Annotated Bibliography

Saving the Rose:  Stakeholder Engagement  

in Attempted Closure and Resurrection of Sweet Briar College

Stacey Sickels Locke

University of Maryland University College

NPMN 610

March 4, 2016

Author Note

Stacey Sickels Locke is a masters student at University of Maryland, University College; Senior Director of Development, College of Sciences, University of Maryland College Park.

Stacey Sickels Locke is a graduate of Sweet Briar College and served on the Major Gift Task Force for Saving Sweet Briar, Inc., one of the parties funding lawsuits to save the College.  She has a blog,, where she documented the attempted closure and stakeholder efforts to save the College.  She authored one of the sources used in this paper which appeared in the Council for the Advancement and Support of Education Currents magazine.



Higher education is in crisis. In March, 2015, the President and Board of Sweet Briar College, whose symbol is a rose, attempted to close the 100 year-old institution in rural Virginia.  Stakeholders revolted, filed suits and ultimately control of the College was handed to a new board.  The circumstances faced by Sweet Briar are not unique and point to trends in higher education. The suits filed and the saving of Sweet Briar provides examples of engaged stakeholders fighting for their rights.  The research question for this paper is, “What lessons may be learned from the attempted closure and resurrection of Sweet Briar College and how might shared governance play a role in the future?” References provide trend data on higher education and examples of shared governance at other institutions.  Sources also provide glimpses into the trends of higher education faced by governing boards and stakeholders, including where there are breakdowns in communication and governance. Reference sources highlight stakeholder groups including student, faculty, staff (administrators and support), alumni and the wider community.  Sweet Briar College must reinvent itself and its governance.  lessons learned from other institutions can be considered for the future.

Keywords: Sweet Briar College, stakeholders, shared governance, students, faculty, staff, exempt staff, non-exempt staff, alumni, alumnae, minority, president, board.

Saving the Rose:  Stakeholder Engagement  

in Attempted Closure and Resurrection of Sweet Briar College

Annotated Bibliography

Association of Governing Boards (2013). Consequential boards adding value where it matters

most. Report of the National Commission on College and University Board Governance. Association of Governing Boards Research and Reports.  Retrieved from

Many of the articles reviewed for this research paper refer to the work underway by the Association of Governing Boards.  It seemed fitting to use final recommendations from this report in the paper pointing the way forward.  One bias inherent in the work is that it is prepared for the governing boards themselves and the committee was made up of primarily governing board members.  Therefore, the very stakeholders that might wish for greater roles in governance were unable to shape the final product.  Of all members of the committee, only one appears to be a professor.  It does not appear any exempt staff member or student was included.  Deep within the report lies a telling sign of this bias referring to shared governance as a “shared pain” (p. 11). The final section does provide some suggestions for improvement emphasizing expanding faculty input on decision making and there is some mention of administrators who should be included in governance structures (student affairs and career services).  

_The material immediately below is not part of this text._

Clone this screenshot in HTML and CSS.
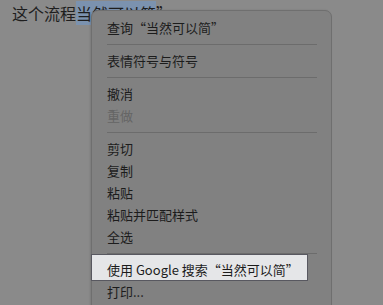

Barron, J. (1990). Black-Hispanic alumni unit approved by Baruch College. The New York

Times Retrieved from

In this article, the issues of black and hispanic alumni are highlighted.  After a legal suit, the groups were successful creating independent alumni groups and using the Baruch name.  The President of the College ultimately resigned over an insensitive memo regarding race. The case was later reversed by a higher court; however, the current Alumni Association does recognize the value of affinity groups.  For a research paper on stakeholder engagement and shared governance, this article provides important benefits for an independent alumni association.

Biemiller, L. (2011). Women's colleges try new strategies for success. Chronicle Of Higher

 Education, 58(4), A26.

Bielmiller uses Wilson College as an example of a small, liberal arts women’s college which has reinvented itself to survive.  It provides examples such as a mothers with children program that is unique and attracts students from all over the country. The article’s purpose is to put the success of some colleges in the context of so many closing. The article is helpful to a paper on the attempted closure of Sweet Briar College which faces some of the same challenges and has considered some of the options for change, including going co-ed. The audience of the Chronicle of Advancement and Support of Education includes students, faculty, staff and businesses associated with higher education.  This article will be used to show examples of Colleges surmounting challenges.

Carmody, D. (1988). Georgetown redefines alumni role. The New York Times. Retrieved from

This article provides examples of three different types of alumni associations including independent, departmental, and a hybrid model where the staff member is an employee of the institution, but serves an independent board. Georgetown University’s alumni association sued the college to maintain its independence.  More importantly, the alumni associations for black and Hispanic students felt they needed independent representation to best serve them. The article also gives two other examples of New York University which has maintained indepence.  While the article is dated 1988, it still provides important examples of independence as institutions are shifting back towards this model after a period of corporatization in higher education in the 1990s.  This article will support the independent alumni perspective on shared governance.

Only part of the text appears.